#### What the exercise asks:
Review the material line by line. Identify and copy every line that contains the string "TypeScript".
::::
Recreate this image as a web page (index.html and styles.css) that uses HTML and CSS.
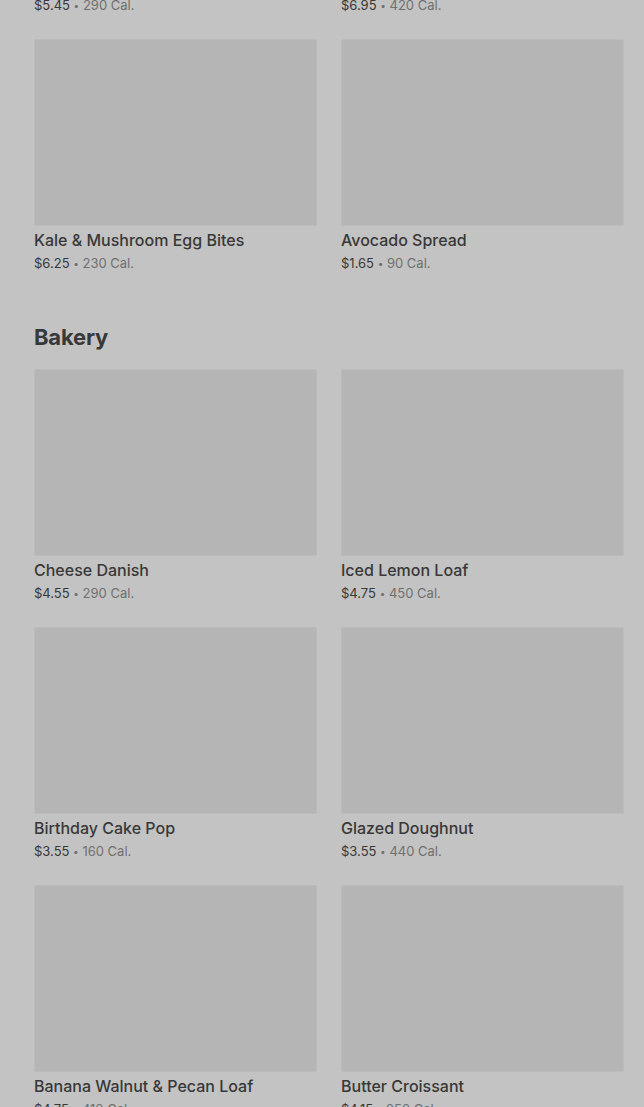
FILE: index.html
```html
<!DOCTYPE html>
<html lang="en">

<head>
    <meta charset="UTF-8">
    <meta name="viewport" content="width=device-width, initial-scale=1.0">
    <title>Menu</title>
    <link rel="stylesheet" href="styles.css">
</head>

<body>
    <div class="menu-page">
        <!-- Hot breakfast (scrolled) -->
        <section class="menu-section">
            <div class="product-grid">
                <div class="product-card">
                    <div class="product-image"></div>
                    <div class="product-name">Spinach, Feta &amp; Egg White Wrap</div>
                    <div class="product-meta"><span class="price">$5.45</span> <span class="dot">•</span> 290 Cal.</div>
                </div>
                <div class="product-card">
                    <div class="product-image"></div>
                    <div class="product-name">Impossible Breakfast Sandwich</div>
                    <div class="product-meta"><span class="price">$6.95</span> <span class="dot">•</span> 420 Cal.</div>
                </div>
                <div class="product-card">
                    <div class="product-image"></div>
                    <div class="product-name">Kale &amp; Mushroom Egg Bites</div>
                    <div class="product-meta"><span class="price">$6.25</span> <span class="dot">•</span> 230 Cal.</div>
                </div>
                <div class="product-card">
                    <div class="product-image"></div>
                    <div class="product-name">Avocado Spread</div>
                    <div class="product-meta"><span class="price">$1.65</span> <span class="dot">•</span> 90 Cal.</div>
                </div>
            </div>
        </section>

        <!-- Bakery -->
        <section class="menu-section">
            <h2 class="section-title">Bakery</h2>
            <div class="product-grid">
                <div class="product-card">
                    <div class="product-image"></div>
                    <div class="product-name">Cheese Danish</div>
                    <div class="product-meta"><span class="price">$4.55</span> <span class="dot">•</span> 290 Cal.</div>
                </div>
                <div class="product-card">
                    <div class="product-image"></div>
                    <div class="product-name">Iced Lemon Loaf</div>
                    <div class="product-meta"><span class="price">$4.75</span> <span class="dot">•</span> 450 Cal.</div>
                </div>
                <div class="product-card">
                    <div class="product-image"></div>
                    <div class="product-name">Birthday Cake Pop</div>
                    <div class="product-meta"><span class="price">$3.55</span> <span class="dot">•</span> 160 Cal.</div>
                </div>
                <div class="product-card">
                    <div class="product-image"></div>
                    <div class="product-name">Glazed Doughnut</div>
                    <div class="product-meta"><span class="price">$3.55</span> <span class="dot">•</span> 440 Cal.</div>
                </div>
                <div class="product-card">
                    <div class="product-image"></div>
                    <div class="product-name">Banana Walnut &amp; Pecan Loaf</div>
                    <div class="product-meta"><span class="price">$4.75</span> <span class="dot">•</span> 410 Cal.</div>
                </div>
                <div class="product-card">
                    <div class="product-image"></div>
                    <div class="product-name">Butter Croissant</div>
                    <div class="product-meta"><span class="price">$4.15</span> <span class="dot">•</span> 250 Cal.</div>
                </div>
            </div>
        </section>
    </div>
</body>

</html>
```

FILE: styles.css
```css
:root {
    --page-bg: #c3c3c3;
    --image-bg: #b5b5b5;
    --image-edge: #bbbbbb;
    --text-color: #383838;
    --muted-color: #707070;
}

* {
    box-sizing: border-box;
    margin: 0;
    padding: 0;
}

body {
    font-family: Inter, 'Noto Sans', Arial, sans-serif;
    color: var(--text-color);
    background-color: var(--page-bg);
    overflow: hidden;
}

/* page is scrolled: first row sits partly above the fold */
.menu-page {
    margin-top: -219px;
    padding: 0 20px 0 34px;
}

.menu-section + .menu-section {
    margin-top: 48px;
}

.section-title {
    font-size: 22px;
    line-height: 32px;
    font-weight: 700;
    letter-spacing: -0.2px;
    margin-bottom: 16px;
}

.product-grid {
    display: grid;
    grid-template-columns: 1fr 1fr;
    column-gap: 24px;
    row-gap: 24px;
}

.product-image {
    height: 187px;
    background-color: var(--image-bg);
    border: 1px solid var(--image-edge);
    border-radius: 2px;
}

.product-name {
    margin-top: 4px;
    font-size: 16px;
    line-height: 20px;
    font-weight: 500;
}

.product-meta {
    margin-top: 4px;
    font-size: 13px;
    line-height: 18px;
    color: var(--muted-color);
}

.product-meta .price {
    color: var(--text-color);
}

.product-meta .dot {
    font-size: 10px;
    position: relative;
    top: -1px;
}
```
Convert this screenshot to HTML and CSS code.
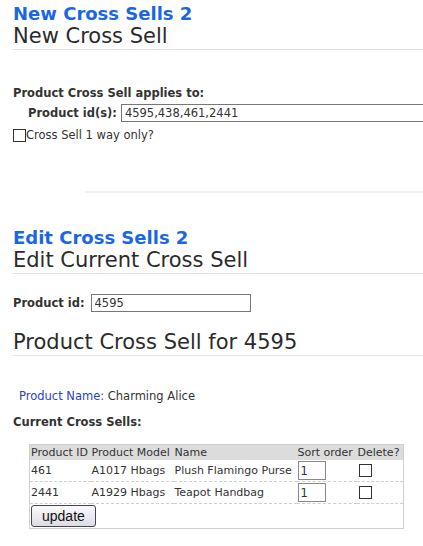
FILE: index.html
```html
<!DOCTYPE html>
<html lang="en">
<head>
    <meta charset="UTF-8">
    <title>Cross Sells</title>
    <link rel="stylesheet" href="styles.css">
</head>
<body>
    <!-- New cross sell -->
    <div class="section">
        <h2 class="section-title">New Cross Sells 2</h2>
        <h1 class="page-title">New Cross Sell</h1>
        <form class="new-form">
            <p class="label">Product Cross Sell applies to:</p>
            <div class="field-row">
                <label class="label">Product id(s):</label>
                <input type="text" class="text-input wide" value="4595,438,461,2441">
            </div>
            <label class="check-row"><input type="checkbox" class="box">Cross Sell 1 way only?</label>
        </form>
        <div class="divider short"></div>
    </div>

    <!-- Edit cross sells -->
    <div class="section edit">
        <h2 class="section-title">Edit Cross Sells 2</h2>
        <h1 class="page-title">Edit Current Cross Sell</h1>
        <div class="id-row">
            <label class="label">Product id:</label>
            <input type="text" class="text-input" value="4595">
        </div>
        <h1 class="page-title for">Product Cross Sell for 4595</h1>

        <p class="product-name"><span class="key">Product Name:</span> Charming Alice</p>
        <p class="label current">Current Cross Sells:</p>

        <table class="cross-table">
            <colgroup>
                <col style="width:61px"><col style="width:83px"><col style="width:123px"><col style="width:60px"><col>
            </colgroup>
            <tr class="head">
                <td>Product ID</td><td>Product Model</td><td>Name</td><td>Sort order</td><td>Delete?</td>
            </tr>
            <tr class="row">
                <td>461</td><td>A1017 Hbags</td><td>Plush Flamingo Purse</td>
                <td><input type="text" class="sort-input" value="1"></td>
                <td><input type="checkbox" class="box del"></td>
            </tr>
            <tr class="row">
                <td>2441</td><td>A1929 Hbags</td><td>Teapot Handbag</td>
                <td><input type="text" class="sort-input" value="1"></td>
                <td><input type="checkbox" class="box del"></td>
            </tr>
            <tr class="foot">
                <td colspan="5"><button class="update-btn">update</button></td>
            </tr>
        </table>
    </div>
</body>
</html>
```

FILE: styles.css
```css
body { margin: 0; font-family: "DejaVu Sans", Verdana, sans-serif; font-size: 11.5px; color: #333; background: #fff; overflow: hidden; }
p { margin: 0; }

.section { padding-left: 13px; }
.section-title { margin: 4px 0 0; font-size: 18px; line-height: 20px; font-weight: bold; color: #1a66e6; }
.page-title { margin: 0; font-size: 21px; line-height: 24px; font-weight: normal; color: #2b2b2b; border-bottom: 1px solid #e2e2e2; padding-bottom: 1px; }

.label { font-weight: bold; color: #333; }
.new-form { padding-top: 36px; }
.field-row { display: flex; align-items: center; gap: 4px; margin: 4px 0 0 15px; }
.text-input { font-family: inherit; font-size: 11.5px; color: #333; border: 1px solid #777; height: 18px; box-sizing: border-box; padding: 0 3px; margin: 0; }
.text-input.wide { flex: 1; border-right: none; }

.check-row { display: flex; align-items: center; margin-top: 6px; }
.box { appearance: none; -webkit-appearance: none; width: 13px; height: 13px; border: 1px solid #333; margin: 0; box-sizing: border-box; background: #fff; }

.divider { border-top: 2px solid #efefef; }
.divider.short { margin: 49px 0 0 72px; }

.edit .section-title { margin-top: 35px; }
.id-row { display: flex; align-items: center; gap: 6px; margin-top: 20px; }
.id-row .text-input { width: 160px; }
.page-title.for { margin-top: 18px; }

.product-name { margin: 33px 0 0 6px; color: #333; }
.product-name .key { color: #2a44b8; }
.current { margin-top: 12px; }

.cross-table { margin: 15px 0 0 16px; width: 375px; table-layout: fixed; border-collapse: collapse; border: 1px solid #cfcfcf; color: #333; font-size: 11px; }
.cross-table td { padding: 0 0 0 1px; white-space: nowrap; overflow: hidden; }
.head td { background: #dcdcdc; height: 15px; line-height: 15px; }
.row td { height: 21px; border-bottom: 1px dashed #cfcfcf; }
.del { margin-left: 1px; vertical-align: middle; }
.sort-input { width: 28px; height: 19px; box-sizing: border-box; border: 1px solid #888; font-family: inherit; font-size: 11.5px; padding: 0 2px; margin: 0; vertical-align: middle; color: #333; }
.foot td { height: 24px; }
.update-btn { font-family: "Liberation Sans", Arial, sans-serif; font-size: 14px; padding: 0 10px; height: 22px; border: 1px solid #445; border-radius: 3px; background: linear-gradient(#fbfbfb, #dcdce4); color: #111; }
```
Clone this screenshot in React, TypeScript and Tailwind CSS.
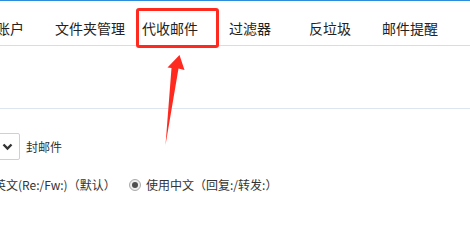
import React from "react";

const tabs = ["账户", "文件夹管理", "代收邮件", "过滤器", "反垃圾", "邮件提醒"];

function Radio() {
  return (
    <span className="flex h-[12px] w-[12px] items-center justify-center rounded-full border border-[#aaaaaa] bg-[#eeeeee]">
      <span className="h-[6px] w-[6px] rounded-full bg-[#4f4f4f]" />
    </span>
  );
}

export default function App() {
  return (
    <div
      className="relative h-[233px] w-[470px] overflow-hidden bg-white text-[#333]"
      style={{ fontFamily: '"Noto Sans CJK SC", "Microsoft YaHei", sans-serif' }}
    >
      <div className="h-px bg-[#2d8cdb]" />
      <nav className="flex h-[45px] items-center border-b border-[#dcdcdc] pt-[10px] ml-[-30px]">
        {tabs.map((t) => (
          <div key={t} className="w-[80px] shrink-0 text-center text-[14px] leading-none text-[#222] whitespace-nowrap">
            {t}
          </div>
        ))}
      </nav>
      <div className="h-[63px] border-b border-[#dde6ee]" />

      <div className="mt-[24px] flex items-center gap-[6px]">
        <div className="ml-[-31px] flex h-[27px] w-[51px] items-center justify-end rounded-[2px] border border-[#d0d0d0] pr-[6px]">
          <svg width="11" height="8" viewBox="0 0 11 8">
            <polyline points="1.5,1.5 5.5,5.5 9.5,1.5" fill="none" stroke="#333" strokeWidth="2.4" />
          </svg>
        </div>
        <span className="text-[12px] leading-none">封邮件</span>
      </div>

      <div className="mt-[19px] flex items-center text-[12px] leading-none">
        <div className="ml-[-6px] w-[135px] shrink-0 whitespace-nowrap">
          英文(Re:/Fw:)（默认）
        </div>
        <div className="flex items-center gap-[5px] whitespace-nowrap">
          <Radio />
          <span>使用中文（回复:/转发:）</span>
        </div>
      </div>

      <div className="absolute left-[136px] top-[8px] h-[40px] w-[83px] rounded-[3px] border-[3px] border-[#ff2a1f]" />
      <svg className="absolute left-0 top-0" width="470" height="233" viewBox="0 0 470 233">
        <polygon
          points="179.5,55 184.5,70 178.5,68.5 165.5,145 171.5,68 167.5,67.5"
          fill="#ff2a1f"
        />
      </svg>
    </div>
  );
}
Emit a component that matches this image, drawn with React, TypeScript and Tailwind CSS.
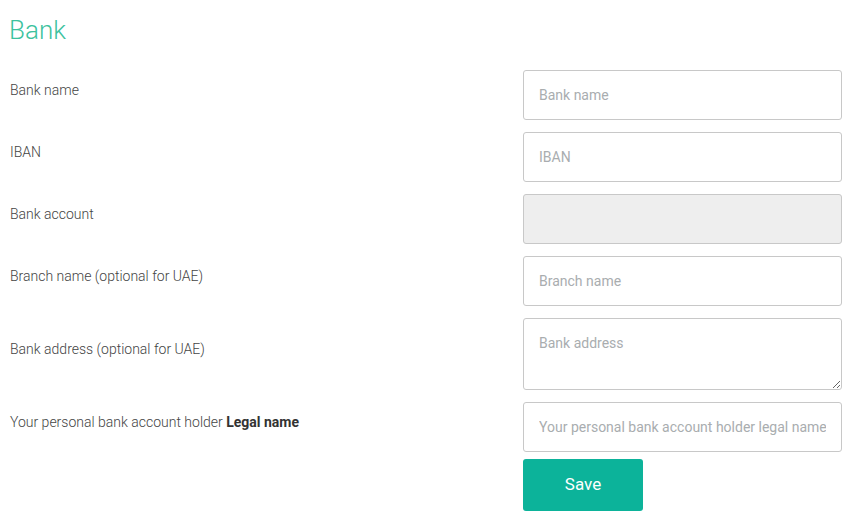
import React from 'react';

const Row: React.FC<{ label: React.ReactNode; children: React.ReactNode }> = ({ label, children }) => {
    return (
        <div className="flex items-center">
            <div className="flex-1 pl-px pb-[10px] text-[14px] text-[#444] font-light">{label}</div>
            <div className="w-[319px]">{children}</div>
        </div>
    );
};

const inputBase =
    "w-full h-[50px] rounded-[3px] border border-[#c8c8c8] px-[15px] text-[14px] text-[#333] placeholder:text-[#a9adaf] outline-none";

export default function App() {
    return (
        <div className="w-[861px] h-[530px] bg-white pl-[9px] pr-[19px] pt-[13px]" style={{ fontFamily: 'Roboto, "Noto Sans", sans-serif' }}>
            <h1 className="text-[26px] font-light text-[#3cc29e] leading-[34px]">Bank</h1>
            <div className="mt-[23px] flex flex-col gap-[12px]">
                <Row label="Bank name">
                    <input className={inputBase + " bg-white"} placeholder="Bank name" />
                </Row>
                <Row label="IBAN">
                    <input className={inputBase + " bg-white"} placeholder="IBAN" />
                </Row>
                <Row label="Bank account">
                    <input className={inputBase + " bg-[#eeeeee]"} disabled />
                </Row>
                <Row label="Branch name (optional for UAE)">
                    <input className={inputBase + " bg-white"} placeholder="Branch name" />
                </Row>
                <Row label="Bank address (optional for UAE)">
                    <textarea
                        className="block w-full h-[72px] rounded-[3px] border border-[#c8c8c8] bg-white px-[15px] py-[14px] text-[14px] leading-[20px] text-[#333] placeholder:text-[#a9adaf] outline-none"
                        placeholder="Bank address"
                    />
                </Row>
                <Row label={<>Your personal bank account holder <b className="font-bold text-[#333]">Legal name</b></>}>
                    <input className={inputBase + " bg-white"} placeholder="Your personal bank account holder legal name" />
                </Row>
            </div>
            <div className="flex justify-end pr-[199px] mt-[7px]">
                <button className="w-[120px] h-[52px] rounded-[3px] bg-[#0cb39a] text-white text-[17px]">Save</button>
            </div>
        </div>
    );
}
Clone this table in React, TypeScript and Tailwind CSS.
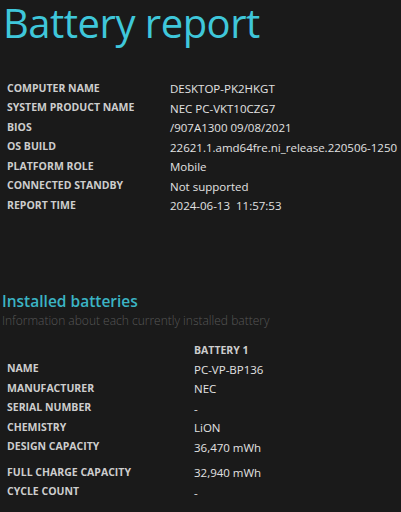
const systemInfo = [
  ['COMPUTER NAME', 'DESKTOP-PK2HKGT'],
  ['SYSTEM PRODUCT NAME', 'NEC PC-VKT10CZG7'],
  ['BIOS', '/907A1300 09/08/2021'],
  ['OS BUILD', '22621.1.amd64fre.ni_release.220506-1250'],
  ['PLATFORM ROLE', 'Mobile'],
  ['CONNECTED STANDBY', 'Not supported'],
  ['REPORT TIME', '2024-06-13\u00a0\u00a011:57:53'],
]

const batteryInfo = [
  ['NAME', 'PC-VP-BP136'],
  ['MANUFACTURER', 'NEC'],
  ['SERIAL NUMBER', '-'],
  ['CHEMISTRY', 'LiON'],
  ['DESIGN CAPACITY', '36,470 mWh'],
]

const batteryInfo2 = [
  ['FULL CHARGE CAPACITY', '32,940 mWh'],
  ['CYCLE COUNT', '-'],
]

function Row({ label, value, col }: { label: string; value: string; col: string }) {
  return (
    <div className="flex items-center h-[19.5px]">
      <div className={`${col} shrink-0 pl-[7px] text-[10.5px] font-bold text-[#cdcdcd]`}>
        {label}
      </div>
      <div className="text-[11.5px] text-[#e2e2e2] whitespace-nowrap">{value}</div>
    </div>
  )
}

export default function App() {
  return (
    <div className="w-[401px] h-[512px] overflow-hidden bg-[#1a1a1a] font-['Open_Sans',sans-serif]">
      <h1 className="pl-[3px] h-[79px] text-[40px] leading-[46px] text-[#3fc7da] tracking-[-0.5px]">
        Battery report
      </h1>

      <div className="flex flex-col">
        {systemInfo.map(([label, value]) => (
          <Row key={label} label={label} value={value} col="w-[170px]" />
        ))}
      </div>

      <div className="mt-[75px] pl-[2px]">
        <h2 className="text-[15.5px] leading-[21px] font-semibold text-[#3bb4c4]">Installed batteries</h2>
        <p className="text-[12px] leading-[18px] font-light text-[#575757]">
          Information about each currently installed battery
        </p>
      </div>

      <div className="mt-[12px] flex flex-col">
        <div className="flex items-center h-[18px]">
          <div className="w-[194px] shrink-0" />
          <div className="text-[10.5px] font-bold text-[#cdcdcd]">BATTERY 1</div>
        </div>
        {batteryInfo.map(([label, value]) => (
          <Row key={label} label={label} value={value} col="w-[194px]" />
        ))}
        <div className="h-[6px]" />
        {batteryInfo2.map(([label, value]) => (
          <Row key={label} label={label} value={value} col="w-[194px]" />
        ))}
      </div>
    </div>
  )
}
::::
#### Exercise answer:
Clone this screenshot in React, TypeScript and Tailwind CSS.
Emit a component that matches this image, drawn with React, TypeScript and Tailwind CSS.
Clone this table in React, TypeScript and Tailwind CSS.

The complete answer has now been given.